Course introduction video
Table of Core Capabilities and Curriculum Planning
Association has not been established
Course Syllabus
Please respect the intellectual property rights of others and do not copy any of the course information without permission
Course Description

The course surveys classical theories and analytical approaches of political economy. Emphasis is placed on understanding the processes by which agents' political (economic) incentives influence economic (political) outcomes in the public domain, and vice versa. The course consists of two parts. Part I of this course introduces core concepts and theories – collective action, public goods, preference, social structure and power, and institutions – in the study of political economy.

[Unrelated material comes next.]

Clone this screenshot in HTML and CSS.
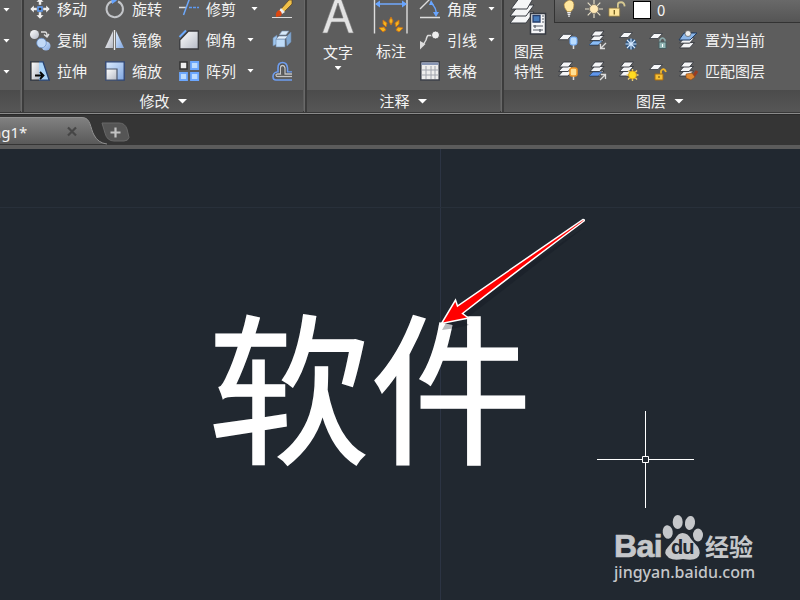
FILE: index.html
```html
<!DOCTYPE html>
<html lang="zh-CN">
<head>
<meta charset="utf-8">
<title>Drawing1</title>
<link rel="stylesheet" href="styles.css">
</head>
<body>
<svg class="defs" width="0" height="0">
  <defs>
    <linearGradient id="gw" x1="0" y1="0" x2="1" y2="1"><stop offset="0" stop-color="#fff"/><stop offset="1" stop-color="#b5bac6"/></linearGradient>
    <linearGradient id="gb" x1="0" y1="0" x2="1" y2="1"><stop offset="0" stop-color="#dcecff"/><stop offset="1" stop-color="#7fa5df"/></linearGradient>
    <symbol id="sheet" viewBox="0 0 14 6"><path d="M5 .5H13.5L9 5.5H.5Z" fill="#f5f6f8" stroke="#34383f" stroke-width=".8"/></symbol>
    <symbol id="stack" viewBox="0 0 16 16"><g fill="#f4f5f7" stroke="#33373d" stroke-width=".9"><path d="M5.500 10H15L10.500 15H1Z"/><path d="M5.500 5.500H15L10.500 10.500H1Z"/><path d="M6 1H15L11 6H2Z"/></g></symbol>
  </defs>
</svg>

<header class="ribbon">
  <section class="panel stub">
    <div class="tools"><i class="caret"></i><i class="caret"></i><i class="caret"></i></div>
    <div class="title"></div>
  </section>

  <section class="panel modify">
    <div class="tools">
      <div class="tool"><svg viewBox="0 0 20 20"><g fill="#eee" stroke="#444" stroke-width=".4"><path d="M10-1 14 3H11.500V6H8.500V3H6Z"/><path d="M10 20 14 16H11.500V13H8.500V16H6Z"/><path d="M0 10 4 6V8.500H7V11.500H4V14Z"/><path d="M20 10 16 6V8.500H13V11.500H16V14Z"/></g><path d="M8 8h4v4H8Z" fill="#333" stroke="#62a0fa" stroke-width="1.500"/></svg><span>移动</span></div>
      <div class="tool"><svg viewBox="0 0 20 20"><path d="M13 2.500A8.200 8.200 0 1 1 7 2.300" fill="none" stroke="#c3c5c9" stroke-width="2"/><path d="M6-2 12 1.500 7 5Z" fill="#65a3ff"/></svg><span>旋转</span></div>
      <div class="tool"><svg viewBox="0 0 20 20"><path d="M0 8.500H7" stroke="#ddd" stroke-width="1.500"/><path d="M10 8.500H20" stroke="#5e99ef" stroke-width="1.500" stroke-dasharray="3 1"/><path d="M4.500 16 10 1 12-1" fill="none" stroke="#6ea8fa" stroke-width="1.500"/></svg><span>修剪</span><i class="caret trim"></i></div>
      <div class="tool"><svg viewBox="0 0 20 20"><path d="M0 18.500H20" stroke="#ddd"/><path d="M9 10 17 1H20V5L12 13Z" fill="#efc04a" stroke="#4d3818" stroke-width=".6"/><path d="M9 9 13 13 10 15 7 12Z" fill="#eee"/><path d="M7 11Q11 13 9 17L4 18Q3 13 7 11Z" fill="#dc4711"/></svg></div>

      <div class="tool"><svg viewBox="0 0 20 20"><circle cx="4.500" cy="4.500" r="4.500" fill="url(#gw)"/><path d="M11 2H15Q17 2 17 6M14 4.500 17 7 19 4" fill="none" stroke="#ddd" stroke-width="1.400"/><circle cx="16" cy="16" r="4.500" fill="url(#gb)"/><circle cx="11.500" cy="13" r="4.800" fill="#c1d9f7" stroke="#5d88c6" stroke-width=".7"/></svg><span>复制</span></div>
      <div class="tool"><svg viewBox="0 0 20 20"><path d="M8 1V18H0Z" fill="url(#gw)"/><path d="M11 1V18H19Z" fill="url(#gb)"/><path d="M9.500 0V20" stroke="#ededed" stroke-width="1.400"/></svg><span>镜像</span></div>
      <div class="tool"><svg viewBox="0 0 20 20"><path d="M9.500 1H19.300V19H.8V10Z" fill="url(#gw)" stroke="#38393c" stroke-width="1.300"/><path d="M.5 7 7 .5" stroke="#6cabff" stroke-width="2"/></svg><span>倒角</span><i class="caret"></i></div>
      <div class="tool"><svg viewBox="0 0 20 20"><g stroke="#6d87aa" stroke-width=".6"><path d="M7 5 10 1H17L14 5Z" fill="#d8e9f8"/><path d="M1 8 5 5V14L1 16Z" fill="#9dc5ee"/><path d="M14 7 19 2V12L15 16Z" fill="#81a9d3"/><path d="M4 9H13V17H4Z" fill="#bedbf7"/><path d="M4 9 7 6H16L13 9Z" fill="#e3f0fc"/></g></svg></div>

      <div class="tool"><svg viewBox="0 0 20 20"><path d="M1 .8H13L19.200 19.200H1Z" fill="#acd5f9" stroke="#264170" stroke-width="1.300"/><path d="M1 .8H9V19.200H1Z" fill="url(#gw)"/><path d="M9 .8H1V19.200H9" fill="none" stroke="#333" stroke-width="1.200"/><path d="M5 14.500H12M10 11 13.500 14.500 10 18" fill="none" stroke="#050505" stroke-width="1.800"/></svg><span>拉伸</span></div>
      <div class="tool"><svg viewBox="0 0 20 20"><path d="M.8.8H19.200V19.200H.8Z" fill="url(#gb)" stroke="#2e4472" stroke-width="1.300"/><path d="M1 8H12V19H1Z" fill="url(#gw)" stroke="#4c566b" stroke-width="1.200"/></svg><span>缩放</span></div>
      <div class="tool"><svg viewBox="0 0 20 20"><path d="M1 1H8V8H1Z" fill="#eee" stroke="#333" stroke-width="1.500"/><path d="M12 1H19.200V8H12ZM1 12H8V19H1ZM12 12H19.200V19H12Z" fill="#bddcff" stroke="#6ba7ff" stroke-width="1.800"/></svg><span>阵列</span><i class="caret"></i></div>
      <div class="tool"><svg viewBox="0 0 20 20"><path d="M20 19H4Q1 19 1 15.500T5 11H6V7Q6 1.500 10.500 1.500T15.500 7V11H20" fill="none" stroke="#6d9df0" stroke-width="1.600"/><path d="M20 15.500H5.500M8.500 13V7Q8.500 4.500 10.500 4.500T13 7V13H20M8.500 13H5.500Q4 13 4 14.200T5.500 15.500" fill="none" stroke="#444" stroke-width="2.600"/><path d="M20 15.500H5.500Q4 15.500 4 14.200T5.500 13H8.500V7Q8.500 4.500 10.500 4.500T13 7V13H20" fill="none" stroke="#c6c6c6" stroke-width="1.300"/></svg></div>
    </div>
    <div class="title"><span>修改</span><i class="caret big"></i></div>
  </section>

  <section class="panel annotate">
    <div class="tools">
      <div class="large text"><svg width="34" height="40" viewBox="0 0 34 40"><path fill-rule="evenodd" d="M1.500 39 14.500 3H19.500L32.500 39H27.500L23.500 28H10.500L6.500 39ZM12 24H22L17 9Z" fill="#e3e3e3" stroke="#777" stroke-width=".6"/></svg><span>文字</span><i class="caret"></i></div>
      <div class="large dim"><svg width="36" height="40" viewBox="0 0 36 40"><path d="M1.500 2V39.500M34 2V39.500" stroke="#ddd" stroke-width="1.400"/><path d="M3 10H33" stroke="#70a9fc" stroke-width="1.500"/><path d="M2 10 7 6.500V13.500ZM34 10 29 6.500V13.500Z" fill="#68a5ff"/><g fill="#f4b51d" stroke="#c87018" stroke-width=".9"><path d="M18 23 20 27 18 31 16 27Z"/><path d="M10 26 14 29 13 33 10 30Z"/><path d="M26 26 22 29 23 33 26 30Z"/><path d="M6 34 11 33 13 36 10 38Z"/><path d="M30 34 25 33 23 36 26 38Z"/></g></svg><span>标注</span></div>
      <div class="column">
        <div class="tool"><svg viewBox="0 0 20 20"><path d="M0 10 11-1M0 18.500H20" fill="none" stroke="#ddd" stroke-width="1.400"/><path d="M11 4Q17 9 16 16" fill="none" stroke="#68a5ff" stroke-width="1.500"/><path d="M9 6 11 1 14 6ZM13 13H19L16 18Z" fill="#68a5ff"/></svg><span>角度</span><i class="caret"></i></div>
        <div class="tool"><svg viewBox="0 0 20 20"><path d="M13 5.500H8Q7 6 6 10L2.500 16" fill="none" stroke="#ddd" stroke-width="1.400"/><path d="M0 11 5.500 14 0 19.500Z" fill="#ddd"/><circle cx="15.500" cy="5" r="4" fill="#eee" stroke="#444" stroke-width=".8"/></svg><span>引线</span><i class="caret"></i></div>
        <div class="tool"><svg viewBox="0 0 20 20"><path d="M.8.8H19.200V19H.8Z" fill="#eee" stroke="#3c4049" stroke-width="1.500"/><path d="M1.500 1.500H18.500V4H1.500Z" fill="#8795b4"/><path d="M2 9H18.500M2 14H18.500M6 5V18M11 5V18M15 5V18" stroke="#a0a4ad"/></svg><span>表格</span></div>
      </div>
    </div>
    <div class="title"><span>注释</span><i class="caret big"></i></div>
  </section>

  <section class="panel layers">
    <div class="tools">
      <div class="large props"><svg width="38" height="42" viewBox="0 0 38 42"><g fill="#f5f6f7" stroke="#393c42"><path d="M9 18H24L16 29H0Z"/><path d="M9 11H24L16 22H0Z"/><path d="M10 3H24L17 15H1Z"/></g><path d="M20.500 19.500H35.500V40H20.500Z" fill="#f6f7f9" stroke="#363a42" stroke-width="1.500"/><path d="M23 21.500H30V28H23Z" fill="#477cbd" stroke="#263e6b" stroke-width="1.300"/><path d="M32 22H34M32 25H34M32 28H34M23 32H33M23 36H33M25 31V34M30 35V38" stroke="#545a65" stroke-width="1.200"/></svg><span>图层</span><span>特性</span></div>
      <div class="side">
        <div class="combo">
          <svg viewBox="0 0 20 20"><path d="M8 13Q4 8 4.500 5T10 0Q15 0 15.500 5T12 13Z" fill="#ffe7a0" stroke="#a37b35" stroke-width=".7"/><path d="M8 14H12M8.500 16H11.500M9 18H11" stroke="#eee" stroke-width="1.400"/></svg>
          <svg viewBox="0 0 20 20"><path d="M10 0V20M0 10H20M3 3 17 17M17 3 3 17" stroke="#e7dfc8" stroke-width="1.300"/><circle cx="10" cy="10" r="5" fill="#ffe8b5" stroke="#827b6c"/></svg>
          <svg viewBox="0 0 20 20"><path d="M11 9V5Q11 2.500 14.500 2.500T18.500 7" fill="none" stroke="#d6c891" stroke-width="2"/><path d="M1 9H13V18H1Z" fill="#ffe69a" stroke="#866f3c" stroke-width=".8"/><path d="M7 11V16" stroke="#786222" stroke-width="1.500"/></svg>
          <b class="swatch"></b><span>0</span>
        </div>
        <div class="grid">
          <svg viewBox="0 0 20 20"><use href="#sheet" x="0" y="3" width="15" height="8"/><path d="M15.500 14V19" stroke="#ddd" stroke-width="1.500"/><rect x="12" y="7" width="7" height="8" rx="2" fill="#b9dcff" stroke="#6da9f7"/></svg>
          <svg viewBox="0 0 20 20"><use href="#stack" x="1" y="0" width="16" height="16"/><path d="M5 11H14L10 15H1Z" fill="#8bbdf5" stroke="#25456b" stroke-width=".6"/><path d="M18 13 13 18M12.500 14V18.500H17" fill="none" stroke="#ddd" stroke-width="1.300"/></svg>
          <svg viewBox="0 0 20 20"><use href="#sheet" x="0" y="1" width="14" height="8"/><circle cx="12" cy="14" r="5.500" fill="#315781"/><path d="M12 8.500V19.500M6.500 14H17.500M8 10 16 18M16 10 8 18" stroke="#d2e7ff" stroke-width="1.100"/></svg>
          <svg viewBox="0 0 20 20"><use href="#sheet" x="0" y="2" width="14" height="8"/><path d="M11 13V10Q13.500 6 16 10V13" fill="none" stroke="#8cabac" stroke-width="1.500"/><path d="M10 12H17V18.500H10Z" fill="#92b6b5" stroke="#475d60"/><path d="M13.500 14V17" stroke="#fff"/></svg>
          <svg viewBox="0 0 20 20"><use href="#stack" x="0" y="2" width="18" height="17"/><path d="M6 3H19L12 10H1Z" fill="#8bb6e9" stroke="#213d63"/><circle cx="10" cy="3.500" r="3" fill="#eee" stroke="#555" stroke-width=".7"/></svg>
          <span>置为当前</span>
          <svg viewBox="0 0 20 20"><use href="#stack" x="-1" y="0" width="17" height="16"/><path d="M15.500 14V19" stroke="#ddd" stroke-width="1.500"/><rect x="12" y="7" width="7" height="8" rx="2" fill="#ffe094" stroke="#ef9423" stroke-width="1.500"/></svg>
          <svg viewBox="0 0 20 20"><use href="#stack" x="1" y="0" width="16" height="16"/><path d="M5 11H14L10 15H1Z" fill="#6096eb" stroke="#25456b" stroke-width=".6"/><path d="M12 19 17 14M13 13.500H17.500V18" fill="none" stroke="#ddd" stroke-width="1.300"/></svg>
          <svg viewBox="0 0 20 20"><use href="#stack" x="-1" y="0" width="17" height="16"/><path d="M13.500 8V20M7.500 14H19.500M9 9.500 18 18.500M18 9.500 9 18.500" stroke="#eecf76" stroke-width="1.400"/><circle cx="13.500" cy="14" r="4" fill="#ffdc20" stroke="#c88d19" stroke-width=".7"/></svg>
          <svg viewBox="0 0 20 20"><use href="#sheet" x="0" y="2" width="14" height="8"/><path d="M12 13V10Q15 6 17 11" fill="none" stroke="#f1b729" stroke-width="1.800"/><path d="M6 13H14V19H6Z" fill="#f6c034" stroke="#a66b12"/><path d="M10 15V17" stroke="#654811"/></svg>
          <svg viewBox="0 0 20 20"><use href="#stack" x="0" y="0" width="17" height="16"/><path d="M19 10 15 16" stroke="#993c21" stroke-width="3"/><path d="M8 13 14 12 17 16 13 19 8 17Z" fill="#df8730" stroke="#804519" stroke-width=".6"/></svg>
          <span>匹配图层</span>
        </div>
      </div>
    </div>
    <div class="title"><span>图层</span><i class="caret big"></i></div>
  </section>
</header>

<nav class="tabs">
  <svg class="tabshape" width="132" height="29" viewBox="0 0 132 29"><defs><linearGradient id="tg" x1="0" y1="0" x2="0" y2="1"><stop offset="0" stop-color="#818181"/><stop offset="1" stop-color="#595959"/></linearGradient></defs><path d="M0 2.500H82C91 2.500 90 13 94 20Q98 28 106 29H0Z" fill="url(#tg)"/><path d="M0 2.500H82C91 2.500 90 13 94 20Q98 28 107 29" fill="none" stroke="#929292"/><path d="M102 8H119Q125 8 127 14L129 22.500Q128 26 124 26H114Q107 26 105 18Z" fill="#555" stroke="#686868"/><path d="M110.500 17.500H120.500M115.500 12.500V22.500" stroke="#c2c2c2" stroke-width="2.200"/><path d="M68 12.500 76 20.500M76 12.500 68 20.500" stroke="#464646" stroke-width="2.200"/></svg>
  <span class="tabname">ng1*</span>
</nav>

<main class="canvas">
  <div class="axis vertical"></div><div class="axis horizontal"></div>
  <div class="drawing-text">软件</div>
  <svg class="pointer" width="160" height="125" viewBox="0 0 160 125"><path d="M146 9 17 96 15 91Q8 102 2 113Q15 112 29 108L23 104Z" transform="translate(0 3)" fill="#111820" opacity=".3"/><path d="M144 7Q145 5.500 143 5.500L17.500 92 15.500 86 1.500 109.500 28.500 104 22.500 99.500Q82 53 144 7Z" fill="#f00" stroke="#fff" stroke-width="1.500"/></svg>
  <svg class="cross" width="97" height="97" viewBox="0 0 97 97"><path d="M0 48.500H45M52 48.500H97M48.500 0V45M48.500 52V97M45.500 45.500H51.500V51.500H45.500Z" fill="none" stroke="#fff"/></svg>
  <div class="watermark">
    <div class="brand"><span class="bai">Bai</span><span class="paw"><svg width="42" height="46" viewBox="0 0 42 46"><g fill="#c5c7ca"><ellipse cx="5.700" cy="17" rx="5" ry="6.800" transform="rotate(-8 5.700 17)"/><ellipse cx="15.700" cy="7" rx="5" ry="7"/><ellipse cx="28" cy="8" rx="5" ry="7" transform="rotate(10 28 8)"/><ellipse cx="36" cy="20" rx="5" ry="6.500"/><path d="M20.500 18Q26 18 29 24L36 32Q40 39 35 43Q31 46 21 44Q12 46 7 43Q0 38 6 32L13 24Q16 18 20.500 18Z"/></g></svg><b>du</b></span><span class="jy">经验</span></div>
    <div class="url">jingyan.baidu.com</div>
  </div>
</main>
</body>
</html>
```

FILE: styles.css
```css
* { box-sizing: border-box; }
body {
  margin: 0;
  width: 800px;
  height: 600px;
  overflow: hidden;
  display: flex;
  flex-direction: column;
  background: #212830;
  color: #f3f3f3;
  font: 15px/20px "Noto Sans CJK SC", sans-serif;
}
svg { display: block; flex: none; overflow: visible; }
.defs { position: absolute; }
.ribbon {
  flex: none;
  height: 115px;
  display: flex;
  overflow: hidden;
  background: #5d5d5d;
  border-bottom: 1px solid #292929;
  box-shadow: inset 0 -1px #8b8b8b, inset 0 -3px #383838;
}
.panel {
  flex: none;
  height: 112px;
  display: flex;
  flex-direction: column;
  border-right: 2px solid #3c3c3c;
  box-shadow: inset -1px 0 #696969;
}
.stub { width: 24px; }
.modify { width: 283px; }
.annotate { width: 197px; }
.layers { width: 316px; }
.tools { flex: none; height: 90px; overflow: hidden; }
.title {
  height: 22px;
  margin-right: 2px;
  display: flex;
  align-items: center;
  justify-content: center;
  gap: 8px;
  background: linear-gradient(#4b4b4b, #565656);
}
.caret {
  flex: none;
  width: 7px;
  height: 4px;
  background: #fff;
  clip-path: polygon(0 0, 100% 0, 50% 100%);
}
.caret.big { width: 10px; height: 5px; }
.stub .tools {
  display: grid;
  grid-template-rows: 31px 31px 31px;
  align-items: center;
  padding-left: 3px;
}
.stub .caret { margin-top: -12px; }
.modify .tools {
  display: grid;
  grid-template: repeat(3, 31px) / 75px 74px 93px 22px;
  padding-left: 6px;
}
.tool {
  display: flex;
  align-items: center;
  height: 31px;
  margin-top: -7px;
  gap: 7px;
  white-space: nowrap;
}
.tool svg { width: 20px; height: 20px; }
.tool .caret { margin-left: 4px; }
.tool .trim { margin-left: 8px; }
.annotate .tools { display: flex; padding-left: 14px; }
.large {
  display: flex;
  flex-direction: column;
  align-items: center;
  flex: none;
}
.large svg { margin-top: -6px; }
.large.text { width: 34px; }
.large.text span { margin-top: 8px; }
.large.text .caret { margin-top: 4px; }
.large.dim { width: 36px; margin-left: 18px; }
.large.dim span { margin-top: 7px; }
.column { margin-left: 11px; }
.column .tool { margin-top: 0; }
.column .tool:first-child { margin-top: -7px; }
.layers .tools { display: flex; padding-left: 7px; }
.large.props { width: 38px; margin-left: -1px; }
.large.props span:first-of-type { margin-top: 5px; }
.side { width: 260px; flex: none; margin-left: 6px; }
.combo {
  height: 23px;
  display: flex;
  align-items: flex-start;
  padding-left: 5px;
  border-left: 1px solid #333;
  border-bottom: 1px solid #333;
  background: linear-gradient(#696969, #555);
}
.combo svg { width: 18px; height: 18px; margin-right: 7px; }
.combo svg:nth-child(2) { margin-right: 5px; }
.combo svg:nth-child(3) { margin-right: 7px; }
.swatch { width: 18px; height: 18px; margin-top: 1px; background: #fff; border: 1px solid #000; }
.combo span { margin: 0 0 0 6px; }
.grid {
  display: grid;
  grid-template: repeat(2, 31px) / 30px 31px 30px 29px 27px 80px;
  align-items: center;
  padding-left: 4px;
  margin-top: 1px;
  white-space: nowrap;
}
.grid svg { width: 20px; height: 20px; }
.tabs {
  flex: none;
  height: 34px;
  background: #353535;
  border-bottom: 4px solid #5b5b5b;
  display: grid;
}
.tabshape, .tabname { grid-area: 1 / 1; }
.tabname {
  font: 15px/20px "Noto Sans", sans-serif;
  margin: 7px 0 0 -8px;
}
.canvas { position: relative; flex: 1; background: #212830; }
.axis { position: absolute; background: #2c3443; }
.vertical { left: 440px; top: 0; width: 1px; height: 451px; }
.horizontal { top: 58px; left: 0; height: 1px; width: 800px; background: #28303a; }
.drawing-text {
  position: absolute;
  left: 208px;
  top: 116px;
  font: 400 162px/234px "Noto Sans CJK SC", sans-serif;
  -webkit-text-stroke: 1.5px #fff;
  color: #fff;
  white-space: nowrap;
}
.pointer { position: absolute; left: 440px; top: 65px; }
.cross { position: absolute; left: 597px; top: 262px; }
.watermark {
  position: absolute;
  left: 614px;
  top: 366px;
  width: 144px;
  color: #c5c7ca;
}
.brand { display: flex; align-items: flex-end; height: 46px; }
.bai {
  width: 48px;
  font: bold 32px/32px "Liberation Sans", sans-serif;
  letter-spacing: -.6px;
  -webkit-text-stroke: .7px #c5c7ca;
  margin-bottom: -1px;
}
.paw { position: relative; width: 43px; }
.paw b {
  position: absolute;
  left: 9px;
  top: 20px;
  color: #212830;
  font: bold 20px/24px "Liberation Sans", sans-serif;
  letter-spacing: -1px;
}
.jy {
  font: bold 24px/24px "Noto Sans CJK SC", sans-serif;
  white-space: nowrap;
  margin-bottom: 3px;
}
.url { font: 500 16px/22px "Noto Sans", sans-serif; }
```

Part II of this course applies the knowledge introduced in part I to analyze a range of issues in political economy: institutional change, development, the interplay between different types of resources and channels of influence, and international trade. Contrary to what have been indoctrinated in the fields of economics and political science, the aim of this course is to leverage "political economy"—as an analytical approach—to help understand the sources of sub-optimal socio-economic outcomes.
Each class meeting begins with a lecture, followed by a discussion of that week's readings. Each week's readings consist of assigned book chapter(s) and/or research articles covering related mate- rials of the same topic. Further readings are NOT mandatory, they serve to provide supplemental information or alternative perspectives to give each week’s materials. Recent global and country- specific examples are prioritized in readings to better connect course materials to current events, with the aim of enhancing student learning.
Quizzes are given periodically to track students' learning. Students will need to sign up for 2 oral presentations to demonstrate their ability to organize and interpret course materials in a methodical fashion. A movie event is scheduled in lieu of mid-term. 

Course Objective
At the end of this course, students will be able to:
1. apply various approaches to analyze key issues in political economy.
2. identify main actors, modes of interaction, and outcomes in each issue area.
3. relate and explain recent and historical political and economic phenomena with the theories learned from this course.
4. design and implement an original research paper. 
Course Requirement
There are NO prerequisites for this course. However, it is strongly recommended that students have a good grasp of common terminology and key concepts in political science and economics. The following courses are recommended:
Principles for Economics/w Recitation (ECON 1004 and 1005), Intro. to Politics (PS 1005) or equivalent.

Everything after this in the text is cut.